“No one can take a drop from Egypt’s water, and if it happens, there will be inconceivable instability in the region. — Egyptian President Abdel Fattah el-Sisi, Al Jazeera, March 30, 2021
“We … don’t want to live in darkness” — Ethiopian Prime Minister Abiy Ahmed, Al Jazeera, March 30, 2021
These two short quotes encapsulate the essence of the conflict between Egypt and Ethiopia over the waters of the Nile, triggered by the construction of a huge dam on the Blue Nile by Ethiopia, just east of its border with Sudan. The Grand Ethiopian Renaissance Dam (GERD) is the largest in Africa and one of the largest in the world. And it could start a war.
Ethiopian electricity vs. Egyptian water
The Blue Nile is one of the river’s two principal tributaries that converge near the Sudanese capital Khartoum and then flow northwards through Egypt to the Mediterranean Sea.
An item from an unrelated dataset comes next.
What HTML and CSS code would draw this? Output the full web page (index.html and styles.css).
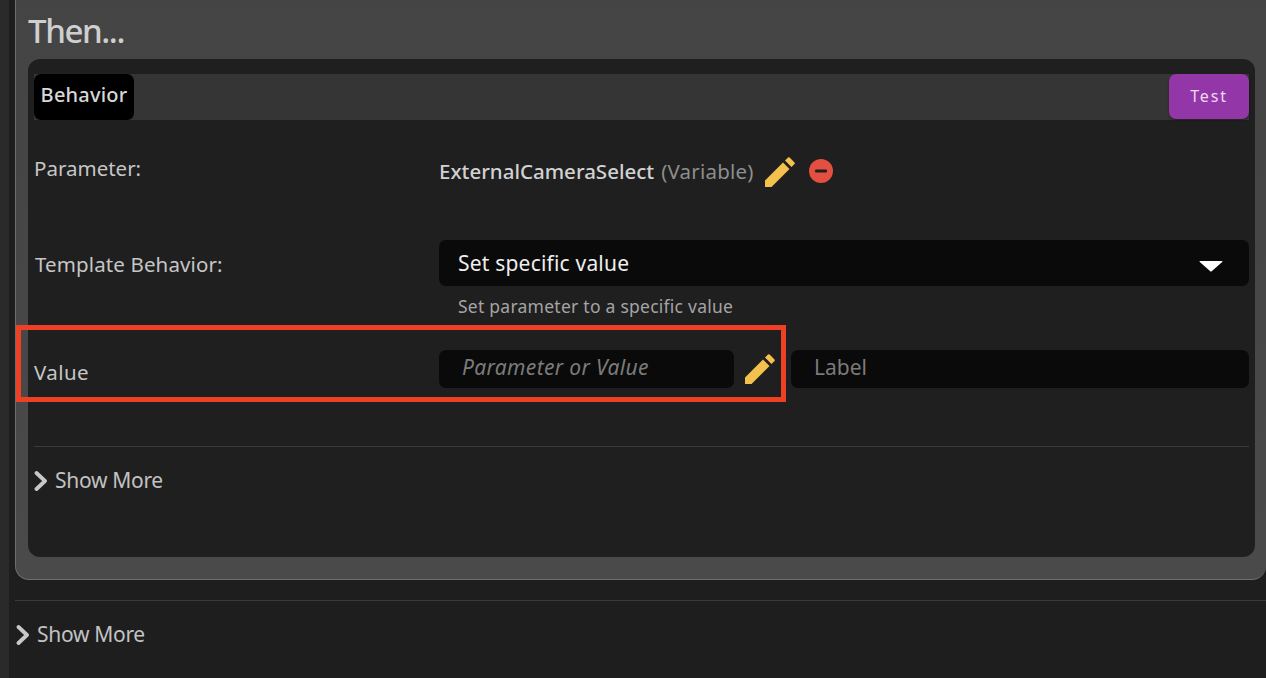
FILE: index.html
```html
<!DOCTYPE html>
<html lang="en">
<head>
<meta charset="utf-8">
<title>Then</title>
<link rel="stylesheet" href="styles.css">
</head>
<body>
<div class="page">
  <aside class="rail"></aside>
  <main class="main">
    <section class="panel">
      <h1 class="title">Then...</h1>
      <div class="card">
        <div class="tabbar">
          <div class="tab">Behavior</div>
          <button class="test">Test</button>
        </div>
        <div class="row row-param">
          <div class="label">Parameter:</div>
          <div class="param">
            <span class="pname">ExternalCameraSelect</span>
            <span class="ptype">(Variable)</span>
            <svg class="pencil pencil-a" viewBox="0 0 30 30"><path d="M0 30V23.5L18 5.5L24.5 12L6.500 30Z M20 3.500L23 .5Q23.800 -.2 24.600 .5L29.500 5.400Q30.200 6.200 29.500 7L26.500 10Z"/></svg>
            <svg class="minus" viewBox="0 0 24 24"><circle cx="12" cy="12" r="12"/><rect x="6" y="10.500" width="12" height="3" rx="1"/></svg>
          </div>
        </div>
        <div class="row row-template">
          <div class="label">Template Behavior:</div>
          <div class="field">
            <div class="select">Set specific value
              <svg class="caret" viewBox="0 0 24 12"><path d="M1 1H23Q24 1 23.200 2L13 11Q12 12 11 11L.8 2Q0 1 1 1Z"/></svg>
            </div>
            <div class="hint">Set parameter to a specific value</div>
          </div>
        </div>
        <div class="row row-value">
          <div class="label">Value</div>
          <div class="inputs">
            <div class="input italic">Parameter or Value</div>
            <svg class="pencil pencil-b" viewBox="0 0 30 30"><path d="M0 30V23.5L18 5.5L24.5 12L6.500 30Z M20 3.500L23 .5Q23.800 -.2 24.600 .5L29.500 5.400Q30.200 6.200 29.500 7L26.500 10Z"/></svg>
            <div class="input wide">Label</div>
          </div>
        </div>
        <div class="more inner">
          <svg class="chev" viewBox="0 0 14 20"><path d="M2.500 2L11 10L2.500 18"/></svg>
          <span>Show More</span>
        </div>
      </div>
    </section>
    <div class="more outer">
      <svg class="chev" viewBox="0 0 14 20"><path d="M2.500 2L11 10L2.500 18"/></svg>
      <span>Show More</span>
    </div>
  </main>
</div>
<div class="highlight"></div>
</body>
</html>
```
FILE: styles.css
```css
* { box-sizing: border-box; }
html, body { margin: 0; height: 100%; overflow: hidden; background: #1e1e1e; }
body { font-family: "Noto Sans", sans-serif; color: #c8c8c8; position: relative; }
.page { display: flex; height: 678px; }
.rail { width: 9px; background: #2a2a2a; flex: none; }
.main { flex: 1; padding-left: 6px; min-width: 0; }
.panel {
  height: 580px;
  background: linear-gradient(#444, #4a4a4a);
  border: 1px solid #6e6e6e;
  border-top: 0;
  border-right: 0;
  border-radius: 0 0 14px 14px;
  padding: 0 11px 0 12px;
}
.title { margin: 0; height: 59px; padding-top: 8px; font-size: 33px; line-height: 45px; font-weight: 500; color: #cfcfcf; letter-spacing: -1.400px; }
.card { height: 498px; background: #1f1f1f; border-radius: 12px; padding: 15px 6px 0; }
.tabbar { height: 46px; background: #353535; display: flex; justify-content: space-between; align-items: flex-start; }
.tab { width: 100px; height: 46px; background: #000; border-radius: 7px; color: #d8d8d8; font-size: 20px; line-height: 41px; text-align: center; font-weight: 500; letter-spacing: .2px; }
.test { width: 80px; height: 45px; background: #9337a8; border: 0; border-radius: 7px; color: #f0d8f5; font: 16px/1 "Noto Sans", sans-serif; letter-spacing: 1.800px; padding: 0 0 2px; box-shadow: 0 1px 2px rgba(0,0,0,.4); }
.row { display: grid; grid-template-columns: 405px 1fr; }
.label { font-size: 20.500px; color: #c6c6c6; line-height: 28px; letter-spacing: 0; }
.row-param { height: 120px; padding-top: 34px; }
.param { display: flex; align-items: center; height: 33px; font-size: 20.500px; }
.pname { color: #d2d2d2; font-weight: 500; margin-right: 7px; }
.ptype { color: #8e8e8e; letter-spacing: .2px; }
.pencil { fill: #f4c14e; flex: none; width: 30px; height: 30px; }
.pencil-a { margin: 2px 0 0 11px; }
.minus { width: 24px; height: 24px; margin-left: 14px; flex: none; }
.minus circle { fill: #e34f40; }
.minus rect { fill: #1f1f1f; }
.row-template { height: 110px; margin-top: -1px; }
.row-template .label { padding-top: 11px; padding-left: 1px; letter-spacing: .12px; }
.select { height: 46px; background: #0a0a0a; border-radius: 7px; color: #efefef; font-size: 21px; line-height: 46px; padding: 0 19px; display: flex; justify-content: space-between; align-items: center; letter-spacing: .2px; margin-top: 1px; }
.caret { width: 24px; height: 12px; fill: #fff; margin-right: 7px; margin-top: 5px; }
.hint { font-size: 17.500px; color: #a4a4a4; padding: 8px 19px 0; line-height: 24px; letter-spacing: .25px; }
.row-value { height: 96px; margin-top: 1px; }
.row-value .label { padding-top: 8px; letter-spacing: .4px; }
.inputs { display: flex; align-items: flex-start; }
.input { width: 295px; height: 38px; background: #0a0a0a; border-radius: 7px; color: #7b7b7b; font-size: 21px; line-height: 35px; padding: 0 23px; }
.italic { font-style: italic; letter-spacing: .35px; }
.wide { width: 458px; }
.pencil-b { margin: 4px 16px 0 11px; }
.more { display: flex; align-items: center; font-size: 21px; color: #c2c2c2; letter-spacing: -.3px; padding-bottom: 2px; }
.inner { height: 69px; border-top: 1px solid #3a3a3a; }
.outer { margin-top: 20px; height: 68px; border-top: 1px solid #3a3a3a; padding-left: 1px; }
.chev { width: 14px; height: 20px; fill: none; stroke: #c8c8c8; stroke-width: 3.800px; stroke-linecap: round; stroke-linejoin: round; margin-right: 7px; margin-top: 2px; }
.highlight { position: absolute; left: 16px; top: 325px; width: 770px; height: 77px; border: 5px solid #ee4024; }
```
As the world’s longest river system, the Nile functions as a lifeline to the 11 countries it traverses, supplying them with both water and hydroelectricity.
Egypt, which is the furthest downstream, is also one the most vulnerable to disruptions in the river flow. Its population of 105 million depends on the Nile for over 95% of its irrigation and potable water, and the Egyptian government thus perceives the Ethiopian dam as an existential threat to its national security.
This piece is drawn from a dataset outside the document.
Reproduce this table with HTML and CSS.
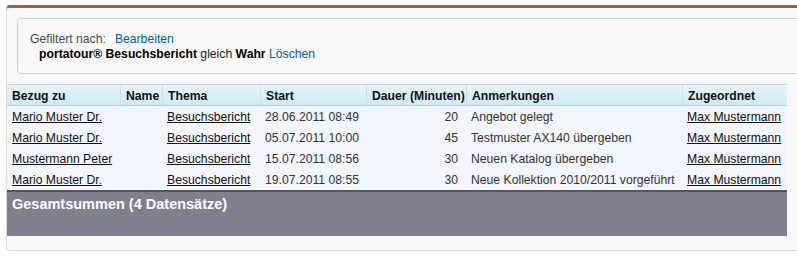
FILE: index.html
```html
<!DOCTYPE html>
<html lang="de">
<head>
<meta charset="utf-8">
<title>Bericht</title>
<link rel="stylesheet" href="styles.css">
</head>
<body>
<div class="panel">
  <div class="filter">
    <div class="filter-line"><span class="label">Gefiltert nach:</span><a class="blue" href="#">Bearbeiten</a></div>
    <div class="filter-cond"><b>portatour® Besuchsbericht</b> gleich <b>Wahr</b> <a class="blue" href="#">Löschen</a></div>
  </div>
  <table class="report">
    <thead>
      <tr>
        <th class="c1">Bezug zu</th>
        <th class="c2">Name</th>
        <th class="c3">Thema</th>
        <th class="c4">Start</th>
        <th class="c5">Dauer (Minuten)</th>
        <th class="c6">Anmerkungen</th>
        <th class="c7">Zugeordnet</th>
      </tr>
    </thead>
    <tbody>
      <tr>
        <td><a href="#">Mario Muster Dr.</a></td>
        <td></td>
        <td><a href="#">Besuchsbericht</a></td>
        <td>28.06.2011 08:49</td>
        <td class="num">20</td>
        <td>Angebot gelegt</td>
        <td><a href="#">Max Mustermann</a></td>
      </tr>
      <tr>
        <td><a href="#">Mario Muster Dr.</a></td>
        <td></td>
        <td><a href="#">Besuchsbericht</a></td>
        <td>05.07.2011 10:00</td>
        <td class="num">45</td>
        <td>Testmuster AX140 übergeben</td>
        <td><a href="#">Max Mustermann</a></td>
      </tr>
      <tr>
        <td><a href="#">Mustermann Peter</a></td>
        <td></td>
        <td><a href="#">Besuchsbericht</a></td>
        <td>15.07.2011 08:56</td>
        <td class="num">30</td>
        <td>Neuen Katalog übergeben</td>
        <td><a href="#">Max Mustermann</a></td>
      </tr>
      <tr>
        <td><a href="#">Mario Muster Dr.</a></td>
        <td></td>
        <td><a href="#">Besuchsbericht</a></td>
        <td>19.07.2011 08:55</td>
        <td class="num">30</td>
        <td>Neue Kollektion 2010/2011 vorgeführt</td>
        <td><a href="#">Max Mustermann</a></td>
      </tr>
    </tbody>
  </table>
  <div class="totals">Gesamtsummen (4 Datensätze)</div>
</div>
</body>
</html>
```

FILE: styles.css
```css
html, body {
  margin: 0;
  padding: 0;
  overflow: hidden;
  background: #ffffff;
}

body {
  font-family: "Liberation Sans", Arial, sans-serif;
  font-size: 12.2px;
  color: #222;
}

.panel {
  margin: 5px 0 0 6px;
  width: 840px;
  background: #f8f8f8;
  border-top: 3px solid #a8574a;
  border-left: 1px solid #dadada;
  border-bottom: 1px solid #dadada;
  border-top-left-radius: 4px;
  border-bottom-left-radius: 4px;
  padding: 10px 0 14px 0;
}

.filter {
  margin: 0 0 10px 10px;
  border: 1px solid #cfcfcf;
  border-radius: 4px;
  background: #f8f8f8;
  padding: 13px 12px 11px 12px;
  line-height: 15px;
}

.filter-line .label {
  color: #4a4a56;
  margin-right: 9px;
}

.filter-cond {
  padding-left: 9px;
  color: #222;
}

.filter-cond b {
  color: #000;
}

a.blue {
  color: #015ba7;
  text-decoration: none;
}

.report {
  width: 780px;
  border-collapse: separate;
  border-spacing: 0;
  table-layout: fixed;
}

.report th,
.report td {
  box-sizing: border-box;
  text-align: left;
  white-space: nowrap;
  overflow: hidden;
}

.report th {
  height: 22px;
  padding: 1px 0 0 5px;
  font-weight: bold;
  color: #111;
  background: linear-gradient(#e4f4fa, #cfebf5);
  border-top: 1px solid #cfd3d6;
  border-bottom: 1px solid #c6cdd1;
  border-left: 1px solid #d0dde2;
}

.report th.c1 { border-left: none; width: 113px; padding-left: 5px; }
.report th.c2 { width: 42px; }
.report th.c3 { width: 98px; }
.report th.c4 { width: 106px; }
.report th.c5 { width: 100px; }
.report th.c6 { width: 216px; }
.report th.c7 { width: 105px; }

.report td {
  height: 21px;
  padding: 0 4px 0 5px;
  background: #f3f6fc;
  color: #333;
}

.report td a {
  color: #111;
  text-decoration: underline;
}

.report td.num {
  text-align: right;
  padding-right: 8px;
}

.totals {
  width: 780px;
  box-sizing: border-box;
  height: 46px;
  background: #7f808b;
  border-top: 2px solid #54545f;
  color: #fff;
  font-weight: bold;
  font-size: 14.5px;
  line-height: 18px;
  padding: 3px 5px;
}
```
By contrast, upstream Ethiopia claims that the hydroelectric power produced by the GERD is vital to the energy needs of its people—numbering over 120 million—more than half of whom have no access to electricity. With a planned installed capacity of over six gigawatts, the primary purpose of the dam is to relieve the acute power shortage in Ethiopia, although the export of electricity to other countries is under consideration as well.
Is the conflict near boiling point?
The long-term conflict over the waters of the Nile between upstream and downstream riparians intensified in 2011 when Ethiopia decided to begin construction of the GERD. The dispute just reemerged in the media when Addis Ababa initiated the operation of the first of the dam’s 13 turbines and started production of electricity on Feb. 20, 2022 without consultation or coordination with any of the other Nile nations.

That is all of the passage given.